■ **Problem to work on**
Exclude the pictures, then repeat the remaining data exactly.

[Pages as source code]
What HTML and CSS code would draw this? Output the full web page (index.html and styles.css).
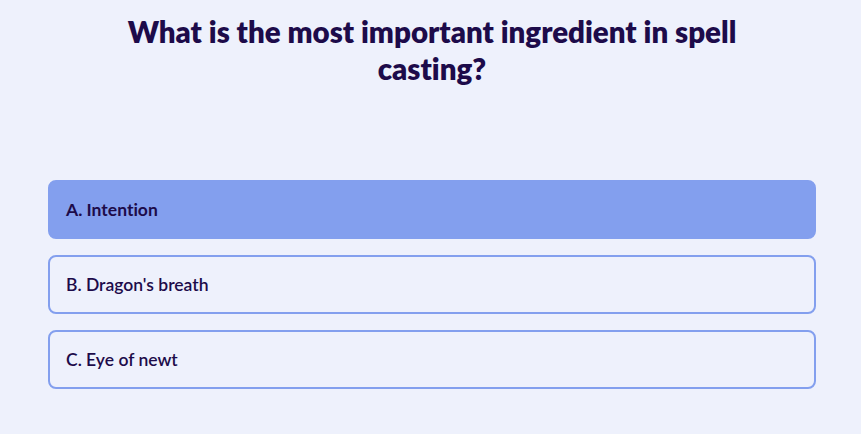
FILE: index.html
```html
<!DOCTYPE html>
<html>
<head>
<meta charset="utf-8">
<link rel="stylesheet" href="styles.css">
</head>
<body>
<main class="quiz">
  <h1 class="question">What is the most important ingredient in spell casting?</h1>
  <div class="options">
    <button class="option selected">A. Intention</button>
    <button class="option">B. Dragon's breath</button>
    <button class="option">C. Eye of newt</button>
  </div>
</main>
</body>
</html>
```
FILE: styles.css
```css
html, body {
  margin: 0;
  padding: 0;
  background: #eef1fc;
}
body {
  font-family: Lato, "Noto Sans", sans-serif;
  font-variant-ligatures: none;
  color: #1d0b4a;
}
.quiz {
  width: 768px;
  margin: 0 0 0 48px;
  padding-top: 13px;
}
.question {
  margin: 0 auto;
  max-width: 660px;
  text-align: center;
  font-size: 29.5px;
  line-height: 37px;
  font-weight: 800;
  color: #1d0b4a;
}
.options {
  margin-top: 93px;
  display: flex;
  flex-direction: column;
  gap: 16px;
}
.option {
  display: block;
  width: 100%;
  height: 59px;
  box-sizing: border-box;
  text-align: left;
  padding: 0 16px;
  border: 2px solid #839fee;
  border-radius: 8px;
  background: transparent;
  font-family: inherit;
  font-variant-ligatures: none;
  font-size: 17.5px;
  font-weight: 600;
  color: #1d0b4a;
}
.option.selected {
  background: #839fee;
  font-weight: 700;
}
```
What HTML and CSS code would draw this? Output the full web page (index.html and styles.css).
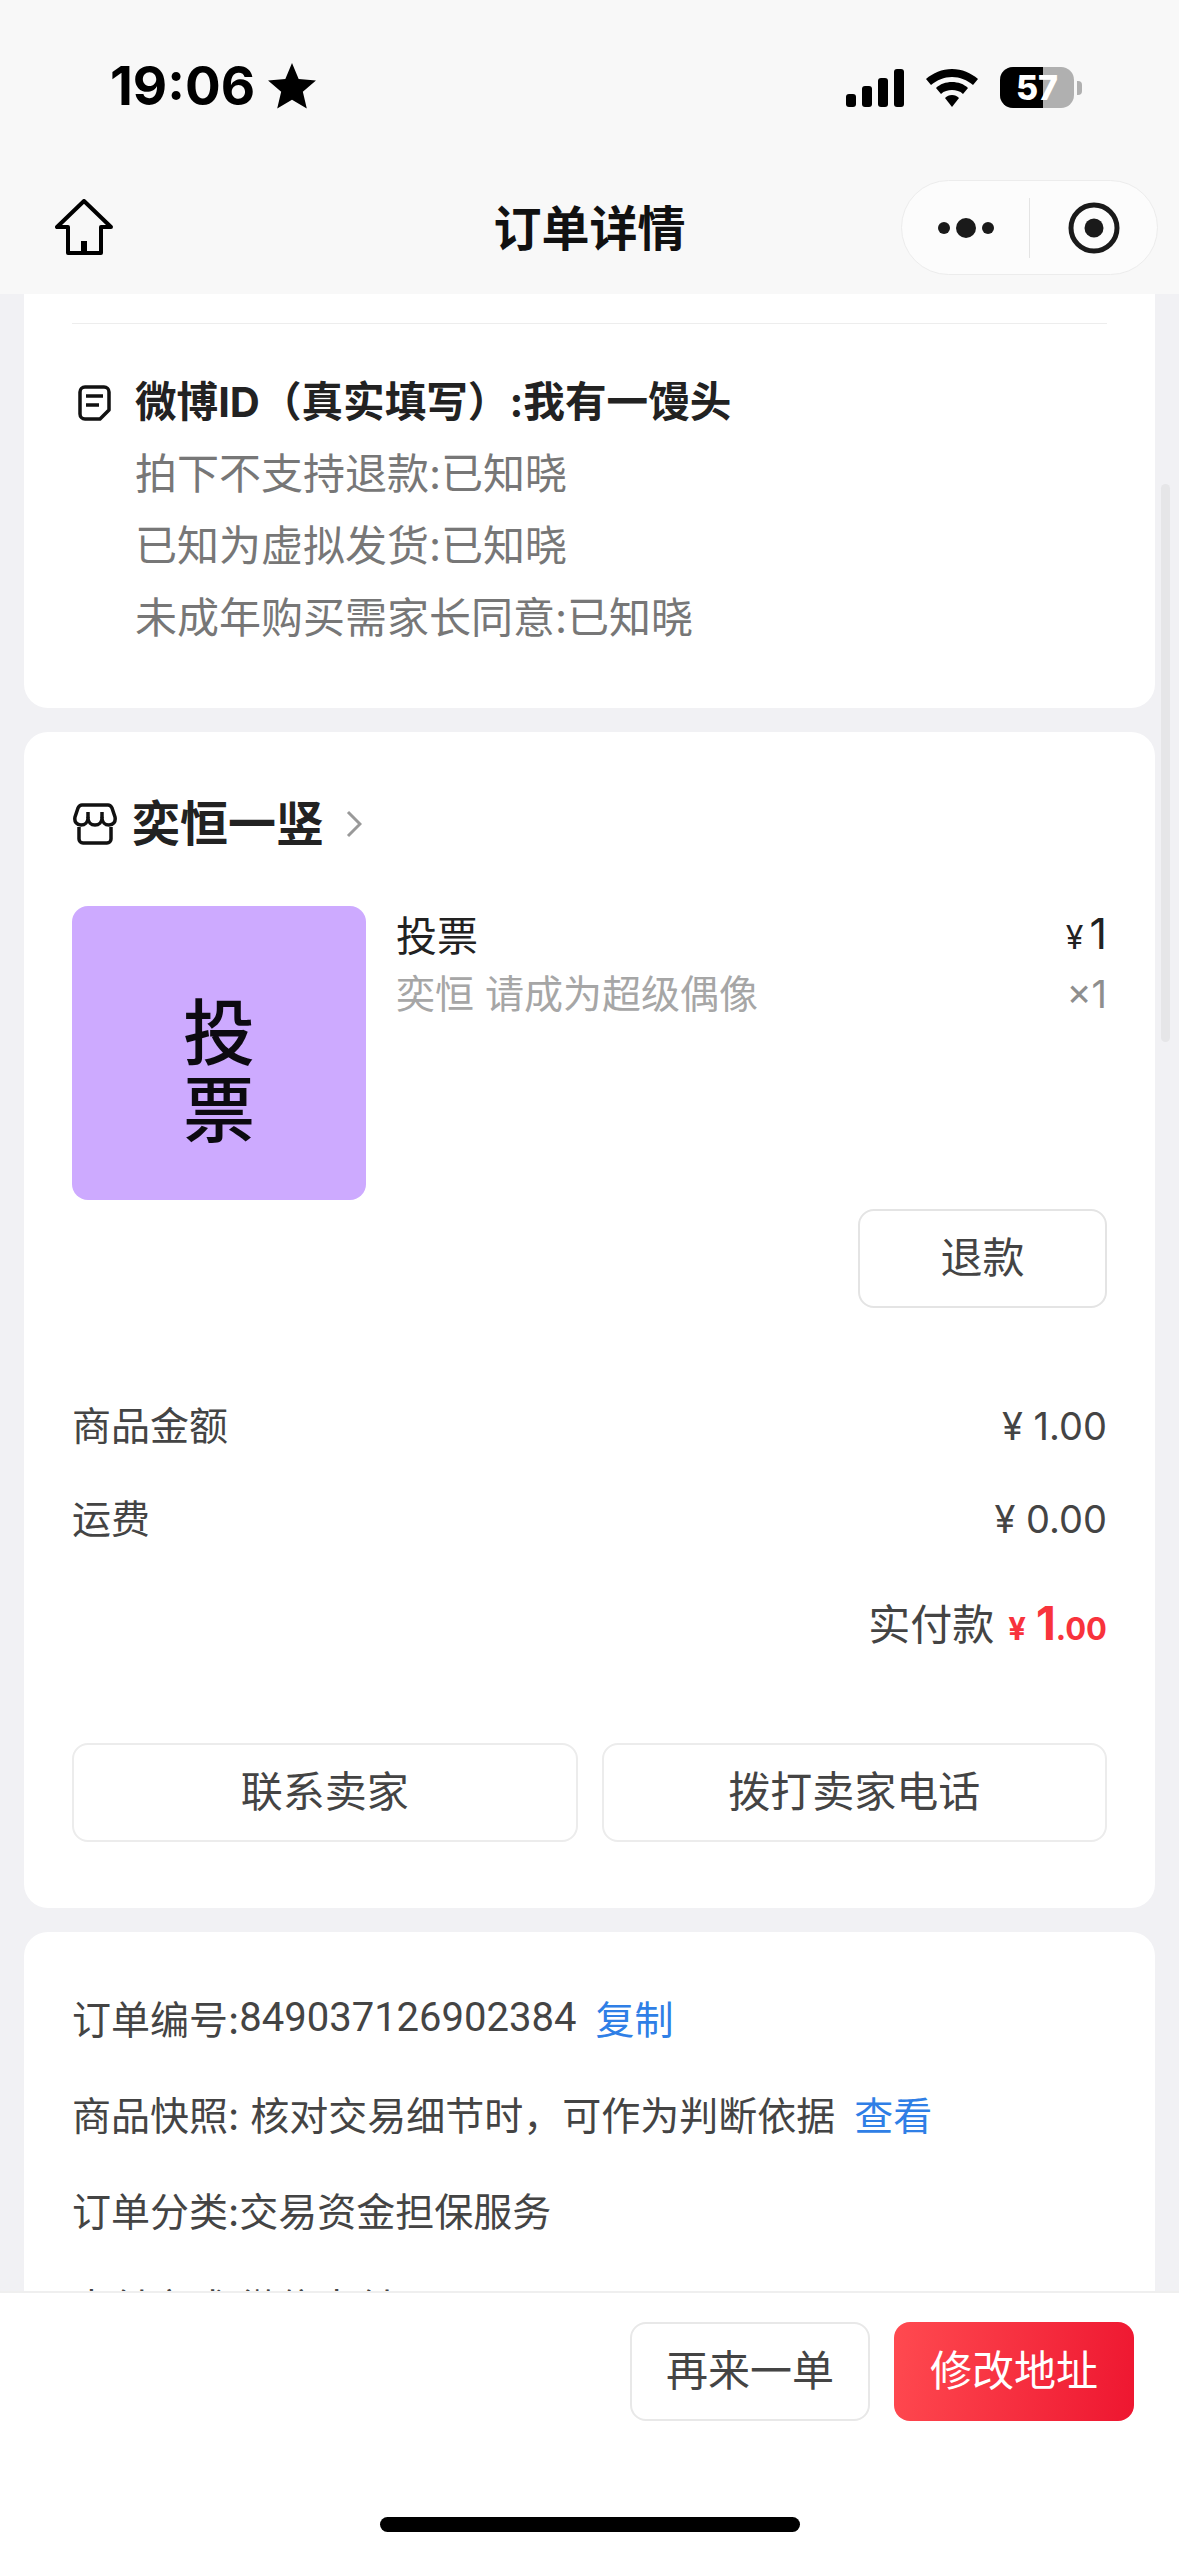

■ **Output**
What HTML and CSS code would draw this? Output the full web page (index.html and styles.css).
FILE: index.html
```html
<!DOCTYPE html>
<html>
<head>
<meta charset="utf-8">
<link rel="stylesheet" href="styles.css">
</head>
<body>
<main class="quiz">
  <h1 class="question">What is the most important ingredient in spell casting?</h1>
  <div class="options">
    <button class="option selected">A. Intention</button>
    <button class="option">B. Dragon's breath</button>
    <button class="option">C. Eye of newt</button>
  </div>
</main>
</body>
</html>
```
FILE: styles.css
```css
html, body {
  margin: 0;
  padding: 0;
  background: #eef1fc;
}
body {
  font-family: Lato, "Noto Sans", sans-serif;
  font-variant-ligatures: none;
  color: #1d0b4a;
}
.quiz {
  width: 768px;
  margin: 0 0 0 48px;
  padding-top: 13px;
}
.question {
  margin: 0 auto;
  max-width: 660px;
  text-align: center;
  font-size: 29.5px;
  line-height: 37px;
  font-weight: 800;
  color: #1d0b4a;
}
.options {
  margin-top: 93px;
  display: flex;
  flex-direction: column;
  gap: 16px;
}
.option {
  display: block;
  width: 100%;
  height: 59px;
  box-sizing: border-box;
  text-align: left;
  padding: 0 16px;
  border: 2px solid #839fee;
  border-radius: 8px;
  background: transparent;
  font-family: inherit;
  font-variant-ligatures: none;
  font-size: 17.5px;
  font-weight: 600;
  color: #1d0b4a;
}
.option.selected {
  background: #839fee;
  font-weight: 700;
}
```
What HTML and CSS code would draw this? Output the full web page (index.html and styles.css).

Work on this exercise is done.